*What to produce*
Among the entries below, copy only the span from the line containing "Give me the" through the line containing "ml-[14px] w-[450px] h-[35px]". Do so exactly, and skip the pictures.

*Records provided*
>> Start

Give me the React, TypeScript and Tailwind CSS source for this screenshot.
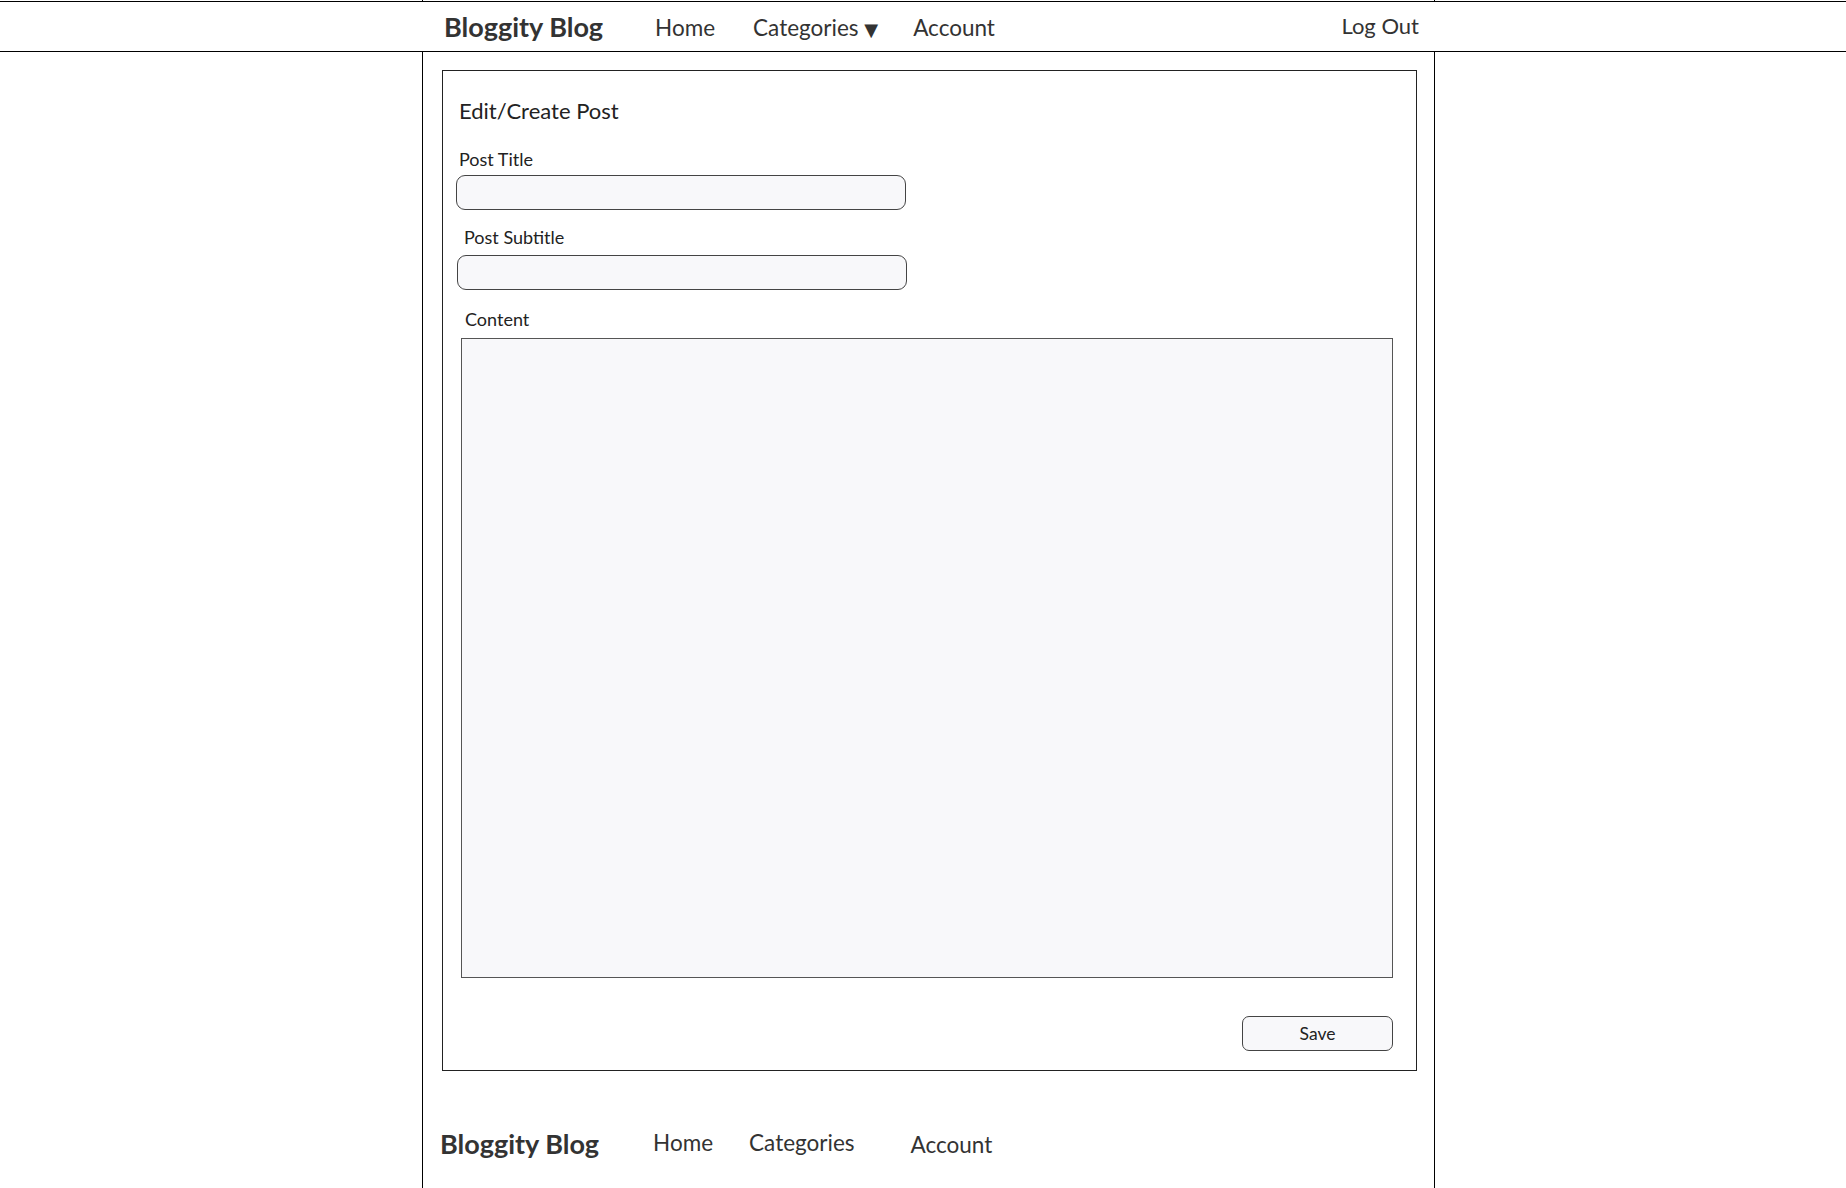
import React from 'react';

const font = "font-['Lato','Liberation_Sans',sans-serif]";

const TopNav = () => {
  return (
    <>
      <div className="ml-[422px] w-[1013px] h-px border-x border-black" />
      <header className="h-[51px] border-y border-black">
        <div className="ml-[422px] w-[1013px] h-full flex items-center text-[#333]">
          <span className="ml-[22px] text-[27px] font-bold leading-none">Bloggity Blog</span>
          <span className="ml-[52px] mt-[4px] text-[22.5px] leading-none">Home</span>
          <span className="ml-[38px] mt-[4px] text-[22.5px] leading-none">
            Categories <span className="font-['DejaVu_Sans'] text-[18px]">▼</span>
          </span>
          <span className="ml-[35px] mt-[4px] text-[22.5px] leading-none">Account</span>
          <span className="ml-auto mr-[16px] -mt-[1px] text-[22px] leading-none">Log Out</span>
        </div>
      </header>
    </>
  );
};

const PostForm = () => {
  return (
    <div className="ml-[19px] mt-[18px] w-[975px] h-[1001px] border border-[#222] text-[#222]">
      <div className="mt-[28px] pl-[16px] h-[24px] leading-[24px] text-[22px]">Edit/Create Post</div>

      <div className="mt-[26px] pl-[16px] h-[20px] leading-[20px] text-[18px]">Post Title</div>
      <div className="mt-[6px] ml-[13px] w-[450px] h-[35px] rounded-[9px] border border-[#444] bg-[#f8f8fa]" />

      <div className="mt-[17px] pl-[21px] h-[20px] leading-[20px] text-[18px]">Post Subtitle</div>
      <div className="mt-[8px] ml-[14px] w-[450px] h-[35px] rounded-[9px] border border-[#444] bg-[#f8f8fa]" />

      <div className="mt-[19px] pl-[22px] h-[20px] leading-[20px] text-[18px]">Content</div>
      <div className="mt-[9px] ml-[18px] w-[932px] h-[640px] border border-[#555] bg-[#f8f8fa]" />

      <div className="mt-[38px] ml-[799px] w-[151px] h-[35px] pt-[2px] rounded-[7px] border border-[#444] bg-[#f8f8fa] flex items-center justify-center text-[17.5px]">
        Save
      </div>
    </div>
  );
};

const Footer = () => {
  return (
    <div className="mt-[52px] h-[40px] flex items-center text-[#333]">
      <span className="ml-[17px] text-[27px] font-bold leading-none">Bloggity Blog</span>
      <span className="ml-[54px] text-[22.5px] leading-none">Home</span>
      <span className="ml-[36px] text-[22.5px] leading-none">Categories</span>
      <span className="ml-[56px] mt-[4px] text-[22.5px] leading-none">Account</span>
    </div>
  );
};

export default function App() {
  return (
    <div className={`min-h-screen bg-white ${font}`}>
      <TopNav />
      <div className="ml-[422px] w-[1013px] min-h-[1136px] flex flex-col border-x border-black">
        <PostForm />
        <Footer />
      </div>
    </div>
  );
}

>> End
>> Start

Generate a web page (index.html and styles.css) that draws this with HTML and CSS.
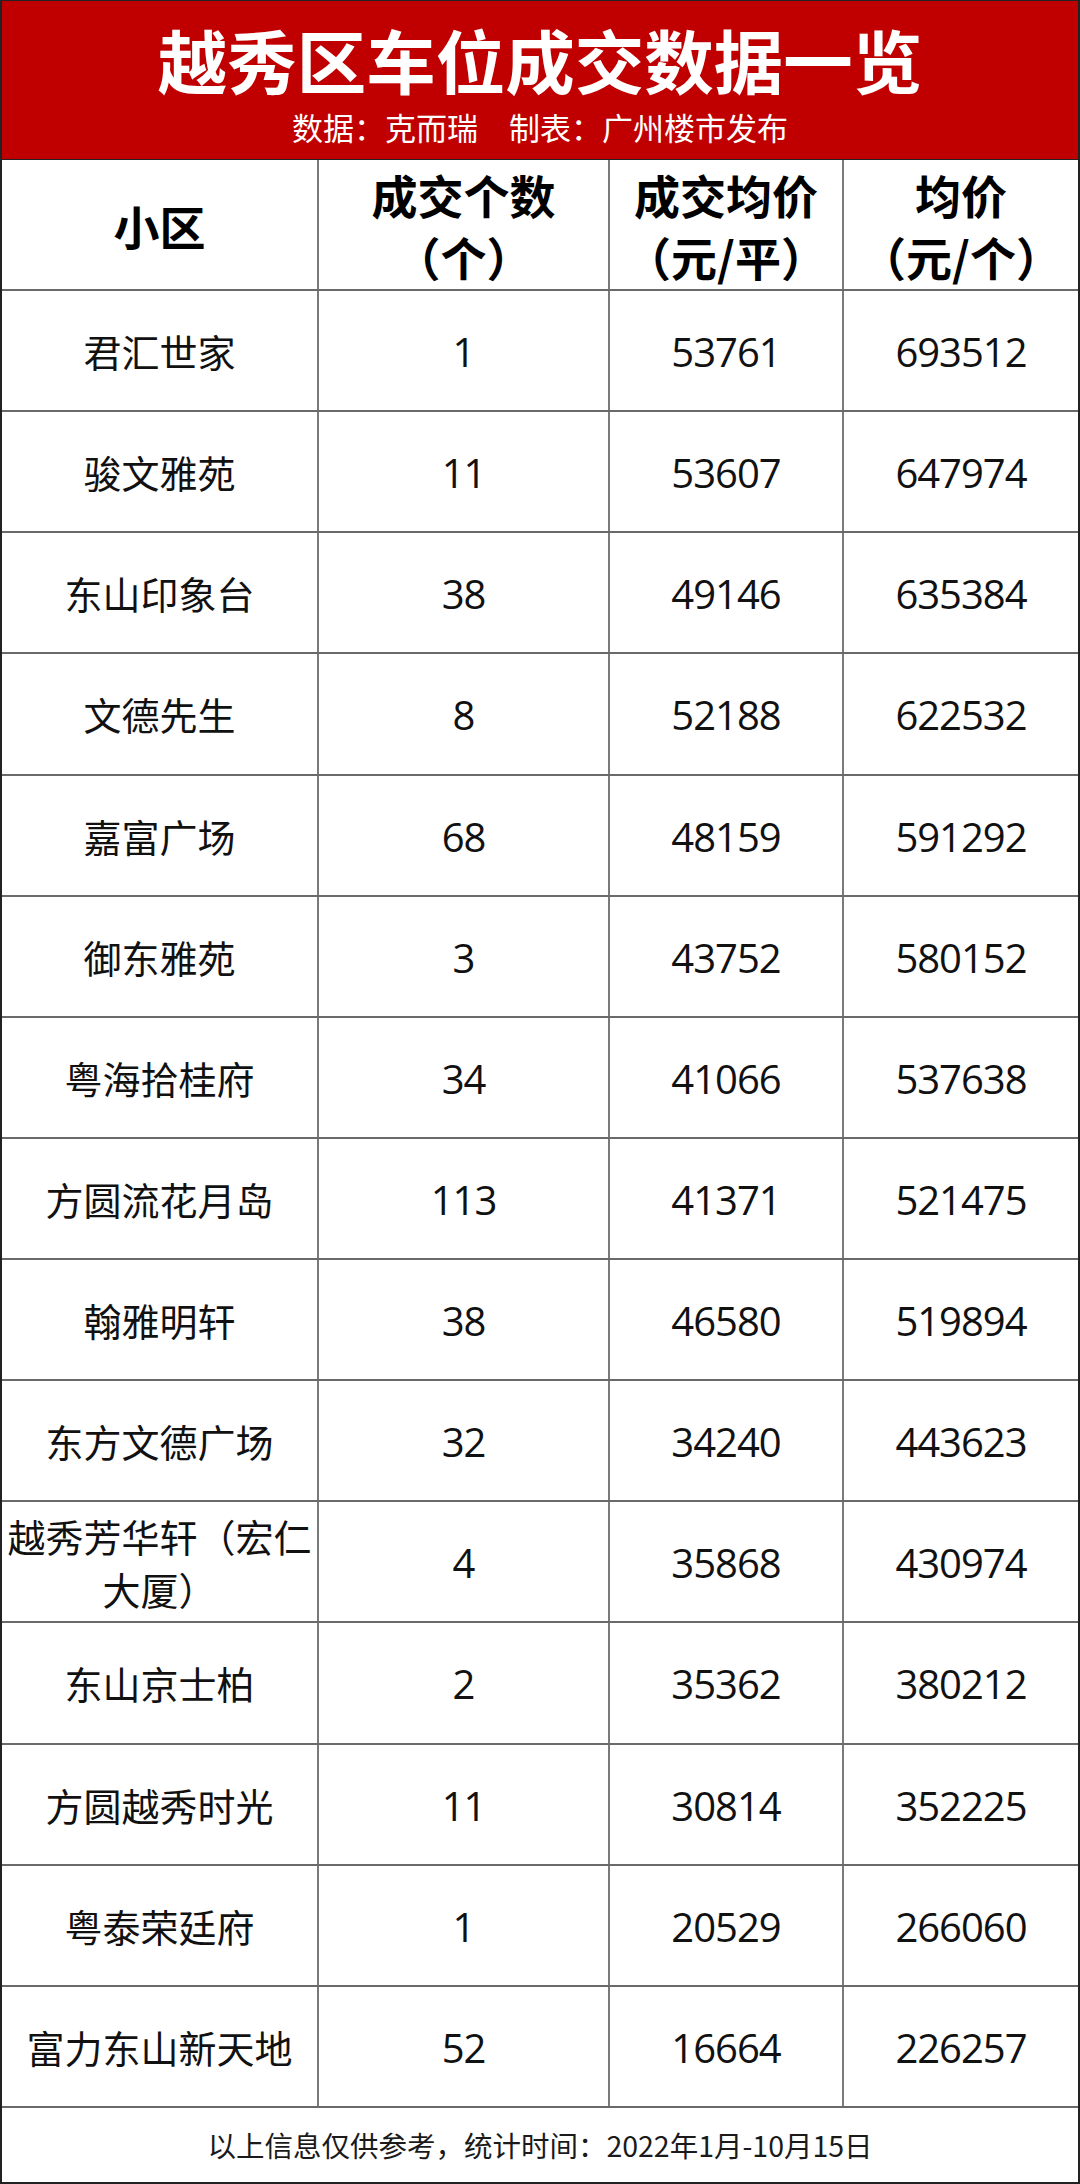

>> End

*Answer*
Give me the React, TypeScript and Tailwind CSS source for this screenshot.
import React from 'react';

const font = "font-['Lato','Liberation_Sans',sans-serif]";

const TopNav = () => {
  return (
    <>
      <div className="ml-[422px] w-[1013px] h-px border-x border-black" />
      <header className="h-[51px] border-y border-black">
        <div className="ml-[422px] w-[1013px] h-full flex items-center text-[#333]">
          <span className="ml-[22px] text-[27px] font-bold leading-none">Bloggity Blog</span>
          <span className="ml-[52px] mt-[4px] text-[22.5px] leading-none">Home</span>
          <span className="ml-[38px] mt-[4px] text-[22.5px] leading-none">
            Categories <span className="font-['DejaVu_Sans'] text-[18px]">▼</span>
          </span>
          <span className="ml-[35px] mt-[4px] text-[22.5px] leading-none">Account</span>
          <span className="ml-auto mr-[16px] -mt-[1px] text-[22px] leading-none">Log Out</span>
        </div>
      </header>
    </>
  );
};

const PostForm = () => {
  return (
    <div className="ml-[19px] mt-[18px] w-[975px] h-[1001px] border border-[#222] text-[#222]">
      <div className="mt-[28px] pl-[16px] h-[24px] leading-[24px] text-[22px]">Edit/Create Post</div>

      <div className="mt-[26px] pl-[16px] h-[20px] leading-[20px] text-[18px]">Post Title</div>
      <div className="mt-[6px] ml-[13px] w-[450px] h-[35px] rounded-[9px] border border-[#444] bg-[#f8f8fa]" />

      <div className="mt-[17px] pl-[21px] h-[20px] leading-[20px] text-[18px]">Post Subtitle</div>
      <div className="mt-[8px] ml-[14px] w-[450px] h-[35px] rounded-[9px] border border-[#444] bg-[#f8f8fa]" />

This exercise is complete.